I hope that you write in as quickly as possible and that you don't start writing when I ask for comments. That will certainly make this a bit easier. I can just mention that this requires a change in articles of association because the capital value of the company applies, appears from the articles of association, so we need two-thirds support for this. Now I'll conclude nobody wants the floor, and I conclude that the proposal has been adopted, and we already also have the votes cast for that. 7.2 is a proposal like last year for the authorization to the board of directors to acquire treasury shares.
This means that the company can acquire shares to a total of 10% of the company's share capital at the time of the authorization, provided that the company's total holding of treasury shares at no point exceeds 10% of the company's share capital. The consideration must not deviate more than 10% from the official price quoted at Nasdaq Copenhagen at the time of acquisition. This authorization will be valid until the AGM in 2027. I can tell you that the authorization is primarily used for any share buyback programs. Does anybody want the floor under this item? That does not seem to be the case, and there's also broad support from the already the votes already cast. This proposal has been adopted.
The final proposal from the board of directors is Item 7.3, where the board of directors proposes to amend the articles of association. This concerns wording in Article 9 that sounds like this: The board of directors may decide that the company's general meetings are held in English or Danish, with or without offering simultaneous interpretation to and from Danish. In addition, the following wording is added to Article 27, and I quote, "The corporate language of the company is English." End of quote. In general, I refer you to the convening notice where you can read the wording as well. Does anyone wish to take the floor under this item? Here, again, I can inform you that an amendment of the articles of association requires a majority of 2/3 of the votes cast and the represented share capital.
I cannot see any indication that anyone wishes to take the floor. Speaking quite slowly now, I can now conclude that the proposal has been adopted. That leads me to Item 8, which is the election of members of the Board of Directors. According to the articles of association, the members are elected for a term of one year, and the Board proposes re-election of Peter Ruzicka, Jais Valeur, Torben Carlsen, Catharina Stackelberg-Hammarén, Lise Mortensen, and Inge Plochaet. All in all, I refer you to the report we just heard from the Chair of the Board, and I can tell you that the other managerial posts of the candidates appear from Annex 1 to the convening notice, which has been available on the company website since the 27th of March. Are there any other candidates for the Board?

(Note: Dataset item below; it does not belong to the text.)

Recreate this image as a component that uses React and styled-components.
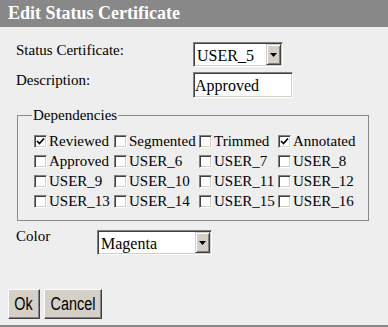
import React from "react"
import styled, { createGlobalStyle } from "styled-components"

const GlobalStyle = createGlobalStyle`
  html, body {
    margin: 0;
    padding: 0;
    background: #eeeeee;
  }
  body {
    font-family: "Liberation Serif", "Times New Roman", serif;
    color: #000;
  }
`

const dependencies = [
  { name: "Reviewed", checked: true },
  { name: "Segmented" },
  { name: "Trimmed" },
  { name: "Annotated", checked: true },
  { name: "Approved" },
  { name: "USER_6" },
  { name: "USER_7" },
  { name: "USER_8" },
  { name: "USER_9" },
  { name: "USER_10" },
  { name: "USER_11" },
  { name: "USER_12" },
  { name: "USER_13" },
  { name: "USER_14" },
  { name: "USER_15" },
  { name: "USER_16" },
]

const ArrowIcon = () => (
  <svg width="7" height="4" viewBox="0 0 7 4">
    <path d="M0 0 H7 L3.5 4 Z" fill="#000" />
  </svg>
)

const CheckIcon = () => (
  <svg width="9" height="9" viewBox="0 0 9 9">
    <path d="M1 4 L3.5 6.5 L8 1.5" fill="none" stroke="#000" strokeWidth="1.7" />
  </svg>
)

const Select = ({ value, width }) => (
  <SelectBox $width={width}>
    <SelectValue>{value}</SelectValue>
    <DropButton>
      <ArrowIcon />
    </DropButton>
  </SelectBox>
)

const Checkbox = ({ name, checked }) => (
  <CheckCell>
    <CheckBox>{checked && <CheckIcon />}</CheckBox>
    <CheckLabel>{name}</CheckLabel>
  </CheckCell>
)

const App = () => {
  return (
    <Dialog>
      <GlobalStyle />
      <TitleBar>Edit Status Certificate</TitleBar>
      <Body>
        <FieldRow>
          <Label>Status Certificate:</Label>
          <Select value="USER_5" width={90} />
        </FieldRow>
        <FieldRow $gap={5}>
          <Label>Description:</Label>
          <TextInput>Approved</TextInput>
        </FieldRow>
        <Group>
          <Legend>Dependencies</Legend>
          <CheckGrid>
            {dependencies.map((dep) => (
              <Checkbox key={dep.name} name={dep.name} checked={dep.checked} />
            ))}
          </CheckGrid>
        </Group>
        <ColorRow>
          <Label>Color</Label>
          <ColorSelect>
            <Select value="Magenta" width={115} />
          </ColorSelect>
        </ColorRow>
      </Body>
      <Footer>
        <Button $width={32}>
          <ButtonText>Ok</ButtonText>
        </Button>
        <Button $width={58}>
          <ButtonText>Cancel</ButtonText>
        </Button>
      </Footer>
      <BottomLine />
    </Dialog>
  )
}

const Dialog = styled.div`
  width: 388px;
  height: 327px;
  display: flex;
  flex-direction: column;
  background: #eeeeee;
  overflow: hidden;
  font-family: "Liberation Serif", "Times New Roman", serif;
`

const TitleBar = styled.div`
  height: 27px;
  flex-shrink: 0;
  background: #888888;
  color: #ffffff;
  font-weight: bold;
  font-size: 18px;
  line-height: 27px;
  padding-left: 8px;
  white-space: nowrap;
`

const Body = styled.div`
  flex: 1;
  padding: 15px 0 0 16px;
`

const FieldRow = styled.div`
  display: grid;
  grid-template-columns: 177px auto;
  align-items: start;
  margin-top: ${(p) => p.$gap || 0}px;
`

const Label = styled.div`
  font-size: 15px;
  line-height: 17px;
  white-space: nowrap;
`

const SelectBox = styled.div`
  box-sizing: border-box;
  width: ${(p) => p.$width}px;
  height: 25px;
  display: flex;
  background: #ffffff;
  border: 1px solid;
  border-color: #808080 #ffffff #ffffff #808080;
  box-shadow: inset 1px 1px 0 #404040, inset -1px -1px 0 #d4d0c8;
  padding: 1px;
`

const SelectValue = styled.div`
  flex: 1;
  font-size: 16px;
  line-height: 18px;
  padding: 3px 0 0 2px;
  white-space: nowrap;
  overflow: hidden;
`

const DropButton = styled.div`
  box-sizing: border-box;
  width: 15px;
  flex-shrink: 0;
  display: flex;
  align-items: center;
  justify-content: center;
  background: #d4d0c8;
  border: 1px solid;
  border-color: #d4d0c8 #404040 #404040 #d4d0c8;
  box-shadow: inset 1px 1px 0 #ffffff, inset -1px -1px 0 #808080;
`

const TextInput = styled.div`
  box-sizing: border-box;
  width: 100px;
  height: 26px;
  background: #ffffff;
  border: 1px solid;
  border-color: #808080 #ffffff #ffffff #808080;
  box-shadow: inset 1px 1px 0 #404040, inset -1px -1px 0 #d4d0c8;
  font-size: 16px;
  line-height: 18px;
  padding: 4px 0 0 1px;
  white-space: nowrap;
`

const Group = styled.fieldset`
  box-sizing: border-box;
  width: 352px;
  margin: 9px 0 0 1px;
  padding: 7px 0 9px 16px;
  border: 1px solid #8a8a8a;
  min-width: 0;
`

const Legend = styled.legend`
  font-size: 15px;
  line-height: 17px;
  padding: 0 1px;
  margin-left: -2px;
`

const CheckGrid = styled.div`
  display: grid;
  grid-template-columns: 80px 85px 79px auto;
  grid-auto-rows: 20px;
`

const CheckCell = styled.div`
  display: flex;
  align-items: center;
  gap: 2px;
  white-space: nowrap;
`

const CheckBox = styled.div`
  box-sizing: border-box;
  width: 13px;
  height: 13px;
  flex-shrink: 0;
  display: flex;
  align-items: center;
  justify-content: center;
  background: #ffffff;
  border: 1px solid;
  border-color: #808080 #ffffff #ffffff #808080;
  box-shadow: inset 1px 1px 0 #404040, inset -1px -1px 0 #d4d0c8;
`

const CheckLabel = styled.span`
  font-size: 15px;
  line-height: 20px;
`

const ColorRow = styled.div`
  display: grid;
  grid-template-columns: 81px auto;
  align-items: start;
  margin-top: 7px;
`

const ColorSelect = styled.div`
  margin-top: 2px;
`

const Footer = styled.div`
  display: flex;
  gap: 4px;
  padding: 0 0 6px 8px;
`

const Button = styled.div`
  box-sizing: border-box;
  width: ${(p) => p.$width}px;
  height: 30px;
  display: flex;
  align-items: center;
  justify-content: center;
  background: #d4d0c8;
  border: 1px solid;
  border-color: #ffffff #404040 #404040 #ffffff;
  box-shadow: inset -1px -1px 0 #808080;
  font-family: "Liberation Sans", Arial, sans-serif;
  font-size: 18px;
  line-height: 20px;
`

const ButtonText = styled.span`
  display: inline-block;
  transform: scaleX(0.8);
  white-space: nowrap;
`

const BottomLine = styled.div`
  height: 2px;
  flex-shrink: 0;
  background: #888888;
`

export default App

With the delay of 20 seconds in mind, I can now conclude that that is not the case, and we only have the number of candidates for the number of posts available. I can therefore conclude that everyone proposed by the board have been elected. Congratulations. As mentioned by the chair of the board, it is the intention of the board to elect Peter Ruzicka as chair and Jais Valeur as deputy chair immediately after the AGM. That means that we now have the following people on the board: Peter Ruzicka, Jais Valeur, Torben Carlsen, Catharina Stackelberg-Hammarén, Lise Mortensen, and Inge Plochaet. Furthermore, the board of directors consists of the following employee representatives: Claus Kærgaard, Jeanette Dahl Henriksen, and Michael Nielsen. That leads me to Item 9, which is the election of state-authorized auditor.
Again, the board of directors proposes reappointment of Deloitte, and this applies to both the statutory financial auditing as well as the assurance engagements relating to sustainability reporting. I can inform you that this proposal is in accordance with a recommendation from the audit committee, which has not been influenced by third parties, nor has it been subject to any contractual obligation restricting the general meeting's choice of certain auditors or audit firms. On the basis of that information, I would like to ask whether there are any other candidates to the position of state-authorized auditor for Royal Unibrew. That is not the case, and that means that Deloitte has been reelected as company auditor applying to both the statutory financial auditing and the sustainability reporting. That leads me to Item 10, which is a recurring item, any other business.
Here, the shareholders can take the floor and say anything in regard to the company. Does anyone wish to make any comments? It could be any comments or questions, praise or criticism. I'm just slowing down. Do I get any indication of any incoming comments? There might be some activity. No, that does not seem to be the case. I hope everyone out there has now had the chance to take the floor if anyone should wish to comment. We have received no comments, and that means we can conclude this item, and the agenda has now been exhausted. I would therefore like to thank you for a good general meeting. Left for me is only to resign as chair of the annual general meeting and pass the floor back to the chair of the board for a closing remark. Thank you.
Thank you, Niels.
Thank you, Niels. With that, I would like to say thank you for participating today in Royal Unibrew's AGM, and thank you to our Chairman of the AGM for guiding us through the meeting. I hope you will also listen in next year. Thank you.